Scuola e genitori: alleati sulla discontinuità educativa
A pochi giorni dall’inizio della scuola, ho ascoltato con stupore e gratitudine una dirigente scolastica ale superiori esprimere un monito ed un suggerimento che credo valga per tutti i genitori, aldilà dell’età specifica dei loro figli, ma soprattutto per i genitori degli adolescenti di oggi.
Convocati i genitori dei ragazzi delle prime classi la dirigente ha dato un insolito benvenuto, usando parole dense di significato e vibranti di emozioni. Ella ha accennato al patto educativo che va stretto tra famiglie e scuola e, all’inizio del nuovo anno e di un nuovo ciclo di studi, ha scelto di parlare di EDUCAZIONE più che istruzione, mettendo immediatamente in evidenza l’inevitabilità ma anche il valore della DISCONTINUITA’.
Un tempo di grande fragilità personale e relazionale
Pur riscontrando con obbiettività la fragilità dei ragazzi/e – adolescenti e preadolescenti oggi, in questo tempo storico particolare – e la difficoltà dell’impegno educativo per i loro genitori, la dirigente ha chiesto a questi ultimi di resistere alla tentazione di evitare ai ragazzi la discontinuità. I ragazzi di oggi – come sempre – portano dentro una buona dose di angoscia persnale e relazionale. Ma non è questo il vero loro problema: lo è piuttosto il fatto che i loro genitori non riescano a sopportarla. Essi cadono e si perdono come dietro ad una ‘fuorviante eco di sirene‘ fatta di minacce, crisi di pianto ed accessi emotivi.
Nonostante a tratti una veemente esortazione, si percepiva nelle parole della dirigente una grande stima per i genitori ma anche un consiglio serio e molto esplicito: ‘siate i loro genitori e non loro amici‘. Ella invitava a rispettare la discontinuità generazionale che è inevitabile anche se dolorosa, ma di cui i figli, gli adolescenti – in fondo hanno bisogno per crescere.
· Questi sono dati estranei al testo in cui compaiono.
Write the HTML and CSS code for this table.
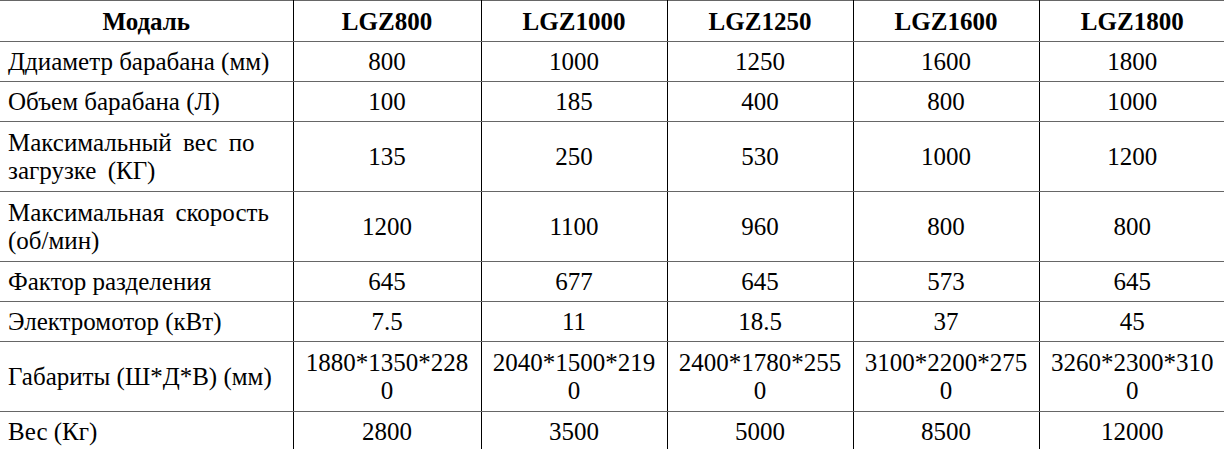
FILE: index.html
```html
<!DOCTYPE html>
<html>
  <head>
    <meta charset="UTF-8">
    <link rel="stylesheet" href="styles.css">
  </head>
  <body>
    <table class="spec-table">
      <colgroup>
        <col class="col-name">
        <col class="col-model-a">
        <col class="col-model">
        <col class="col-model">
        <col class="col-model">
        <col class="col-model">
      </colgroup>
      <thead>
        <tr>
          <th>Модаль</th>
          <th>LGZ800</th>
          <th>LGZ1000</th>
          <th>LGZ1250</th>
          <th>LGZ1600</th>
          <th>LGZ1800</th>
        </tr>
      </thead>
      <tbody>
        <tr>
          <td>Ддиаметр барабана (мм)</td>
          <td>800</td><td>1000</td><td>1250</td><td>1600</td><td>1800</td>
        </tr>
        <tr>
          <td>Объем барабана (Л)</td>
          <td>100</td><td>185</td><td>400</td><td>800</td><td>1000</td>
        </tr>
        <tr class="tall">
          <td class="spread">Максимальный вес по загрузке (КГ)</td>
          <td>135</td><td>250</td><td>530</td><td>1000</td><td>1200</td>
        </tr>
        <tr class="tall">
          <td class="spread">Максимальная скорость (об/мин)</td>
          <td>1200</td><td>1100</td><td>960</td><td>800</td><td>800</td>
        </tr>
        <tr>
          <td>Фактор разделения</td>
          <td>645</td><td>677</td><td>645</td><td>573</td><td>645</td>
        </tr>
        <tr>
          <td>Электромотор (кВт)</td>
          <td>7.5</td><td>11</td><td>18.5</td><td>37</td><td>45</td>
        </tr>
        <tr class="tall">
          <td>Габариты (Ш*Д*В) (мм)</td>
          <td class="dims">1880*1350*2280</td>
          <td class="dims">2040*1500*2190</td>
          <td class="dims">2400*1780*2550</td>
          <td class="dims">3100*2200*2750</td>
          <td class="dims">3260*2300*3100</td>
        </tr>
        <tr>
          <td>Вес (Кг)</td>
          <td>2800</td><td>3500</td><td>5000</td><td>8500</td><td>12000</td>
        </tr>
      </tbody>
    </table>
  </body>
</html>
```

FILE: styles.css
```css
body {
  margin: 0;
  background: #fff;
  color: #000;
  font-family: "Liberation Serif", "Times New Roman", serif;
}
.spec-table {
  width: 1224px;
  table-layout: fixed;
  border-collapse: collapse;
  font-size: 25px;
  line-height: 28px;
}
.col-name {
  width: 293px;
}
.col-model-a {
  width: 188px;
}
.col-model {
  width: 186px;
}
.spec-table th,
.spec-table td {
  height: 40px;
  padding: 0 8px;
  box-sizing: border-box;
  text-align: center;
  vertical-align: middle;
  border-top: 1px solid #666;
  border-bottom: 1px solid #666;
  border-left: 1px solid #000;
  border-right: 1px solid #000;
}
.spec-table th {
  font-weight: bold;
  height: 41px;
  padding-top: 2px;
}
.spec-table tr > :first-child {
  border-left: none;
}
.spec-table tr > :last-child {
  border-right: none;
}
.spec-table td:first-child {
  text-align: left;
}
.spec-table td.spread {
  word-spacing: 5px;
}
.spec-table tr.tall td {
  height: 70px;
}
.spec-table td.dims {
  word-break: break-all;
}
```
Gli esempi non sono mancati. La dirigente parlava di quei tanti genitori che erano già andati da lei allarmati a chiedere aiuto perché il figlio/a sta male – ‘ha angoscia’ – piange o addirittura minaccia di farsi del male, non riuscendo a sopportare situazioni di normale vita scolastica ma di discontinuità: una nuova classe con ragazzi/e sconosciuti, senza la sicurezza degli amici del ciclo scolastico precedente, un brutto voto, avendo invece avuto in passato una bella media.
L’accorata richiesta della preside di aiutare gli adolescenti a ‘guardare negli occhi’, più che rifugiarsi nel riverbero del proprio telefonino che spesso rimanda a ciascuno la propria stessa rassicurante immagine, opinione, preferenza invitava i genitori ad educarli a preferire gli altri in carne ed ossa e a investire sui nuovi compagni… anche se diversi, anche se imprevisti. Che ne accettino la sfida.
Riflessioni da psicologo appassionato di educazione
Credo che la vera minaccia per i ragazzi a proposito della discontinuità presente nella realtà non è la discontinuità in se stessa, pur se i ragazzi, quando la percepiscono, provano angoscia, paura e disorientamento.
La vera minaccia per gli adolescenti, ma anche per la società del domani, è l’incapacità dei genitori di reggere quell’angoscia, di rimanere presenti ma fermi, attenti e vicini ma sereni; è l’incapacità dei genitori di non intervenire e invece di dare ai figli il senso che: ‘sì, ce la puoi fare!’.
I genitori dovrebbero riuscire a non rispondere a quella ‘eco di sirene’ e a far percepire loro che nella realtà discontinua, altra, sorprendente e non prevedibile che li aspetta oggi a scuola e domani nella vita, risiede il loro e d il nostro futuro. Nessuno ha mai detto che è facile. Ma ne vale sicuramente la pena.
Il discorso della dirigente mi ha fatto pensare alla giusta, sana e utile DISTANZA PSICOLOGICA che deve esserci tra genitori e figli, educatori ed educandi, adulti e adolescenti. Questa distanza va mantenuta in qualsiasi efficace RELAZIONE EDUCATIVA.
Credo anche che una sana AUTONOMIA, che aiuterebbe contro l’angoscia, possa essere fornita a chi sta crescendo attraverso uno SPAZIO che sia sufficiente, di volta in volta, per essere preso e occupato. Gli adolescenti hanno bisogno di sentire un VUOTO – che sì, in parte, sarà anche spaventoso, ma questa sofferenza gli è utile. Il vuoto può essere invitante per gli adolescenti, può suscitare in loro l’urgenza di colmarlo con la propria forza, energia e creatività, magari a costo di correre qualche rischio.
Altrimenti, in un mondo già troppo vecchio e stanco, nulla di nuovo e bello può essere più inventato.